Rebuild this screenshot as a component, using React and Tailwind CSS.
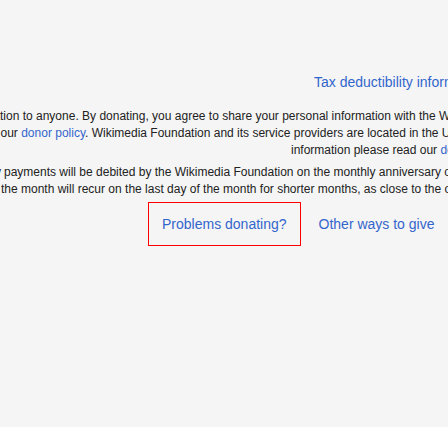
export default function App() {
  return (
    <div className="w-[448px] h-[448px] overflow-hidden bg-white font-['Liberation_Sans',Arial,sans-serif]">
      <div className="h-[427px] bg-[#f5f5f5] overflow-hidden pt-[72px]">
        <div className="pl-[314px] whitespace-nowrap text-[14px] leading-[20px] text-[#3366cc]">
          Tax deductibility information
        </div>

        <div className="mt-[16.4px] text-[12px] leading-[16.8px] text-[#222222]">
          <div className="flex whitespace-nowrap">
            <span className="flex w-0 shrink-0 justify-end">We do not sell or trade your informa</span>
            <span>tion to anyone. By donating, you agree to share your personal information with the Wikimedia Foundation, the nonprofit organization that hosts Wikipedia and other Wikimedia projects, and its service providers</span>
          </div>
          <div className="flex whitespace-nowrap pl-[0.5px]">
            <span className="flex w-0 shrink-0 justify-end ml-[-3px] mr-[3px]">pursuant to y</span>
            <span>
              our <span className="text-[#3366cc]">donor policy</span>. Wikimedia Foundation and its service providers are located in the United States and in other countries whose privacy laws may not be equivalent to your own. For more
            </span>
          </div>
          <div className="whitespace-nowrap pl-[291px]">
            information please read our <span className="text-[#3366cc]">donor policy</span>.
          </div>
        </div>

        <div className="mt-[5px] text-[12px] leading-[16.8px] text-[#222222]">
          <div className="flex whitespace-nowrap pl-[1px]">
            <span className="flex w-0 shrink-0 justify-end">For recurring donors, fixed monthly</span>
            <span className="pl-[3px]">payments will be debited by the Wikimedia Foundation on the monthly anniversary of the first donation, until such time as you notify us to discontinue them.</span>
          </div>
          <div className="flex whitespace-nowrap pl-[1px]">
            <span className="flex w-0 shrink-0 justify-end ml-[-3px] mr-[3px]">Donations initiated on the 29, 30, or 31 of</span>
            <span>the month will recur on the last day of the month for shorter months, as close to the original date as possible.</span>
          </div>
        </div>

        <div className="mt-[4.5px] flex gap-[4px] pl-[148px] whitespace-nowrap text-[14px] leading-[20px] text-[#3366cc]">
          <a className="block border border-[#ff0000] px-[13px] py-[11px]">Problems donating?</a>
          <a className="block border border-transparent px-[13px] py-[11px]">Other ways to give</a>
        </div>
      </div>
    </div>
  );
}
────────────────────
- **YOUR OBJECTIVE**
Copy all the lines of data exactly as they appear, dropping any images.

- **CORRECT RESPONSE**
Rebuild this screenshot as a component, using React and Tailwind CSS.
export default function App() {
  return (
    <div className="w-[448px] h-[448px] overflow-hidden bg-white font-['Liberation_Sans',Arial,sans-serif]">
      <div className="h-[427px] bg-[#f5f5f5] overflow-hidden pt-[72px]">
        <div className="pl-[314px] whitespace-nowrap text-[14px] leading-[20px] text-[#3366cc]">
          Tax deductibility information
        </div>

        <div className="mt-[16.4px] text-[12px] leading-[16.8px] text-[#222222]">
          <div className="flex whitespace-nowrap">
            <span className="flex w-0 shrink-0 justify-end">We do not sell or trade your informa</span>
            <span>tion to anyone. By donating, you agree to share your personal information with the Wikimedia Foundation, the nonprofit organization that hosts Wikipedia and other Wikimedia projects, and its service providers</span>
          </div>
          <div className="flex whitespace-nowrap pl-[0.5px]">
            <span className="flex w-0 shrink-0 justify-end ml-[-3px] mr-[3px]">pursuant to y</span>
            <span>
              our <span className="text-[#3366cc]">donor policy</span>. Wikimedia Foundation and its service providers are located in the United States and in other countries whose privacy laws may not be equivalent to your own. For more
            </span>
          </div>
          <div className="whitespace-nowrap pl-[291px]">
            information please read our <span className="text-[#3366cc]">donor policy</span>.
          </div>
        </div>

        <div className="mt-[5px] text-[12px] leading-[16.8px] text-[#222222]">
          <div className="flex whitespace-nowrap pl-[1px]">
            <span className="flex w-0 shrink-0 justify-end">For recurring donors, fixed monthly</span>
            <span className="pl-[3px]">payments will be debited by the Wikimedia Foundation on the monthly anniversary of the first donation, until such time as you notify us to discontinue them.</span>
          </div>
          <div className="flex whitespace-nowrap pl-[1px]">
            <span className="flex w-0 shrink-0 justify-end ml-[-3px] mr-[3px]">Donations initiated on the 29, 30, or 31 of</span>
            <span>the month will recur on the last day of the month for shorter months, as close to the original date as possible.</span>
          </div>
        </div>

        <div className="mt-[4.5px] flex gap-[4px] pl-[148px] whitespace-nowrap text-[14px] leading-[20px] text-[#3366cc]">
          <a className="block border border-[#ff0000] px-[13px] py-[11px]">Problems donating?</a>
          <a className="block border border-transparent px-[13px] py-[11px]">Other ways to give</a>
        </div>
      </div>
    </div>
  );
}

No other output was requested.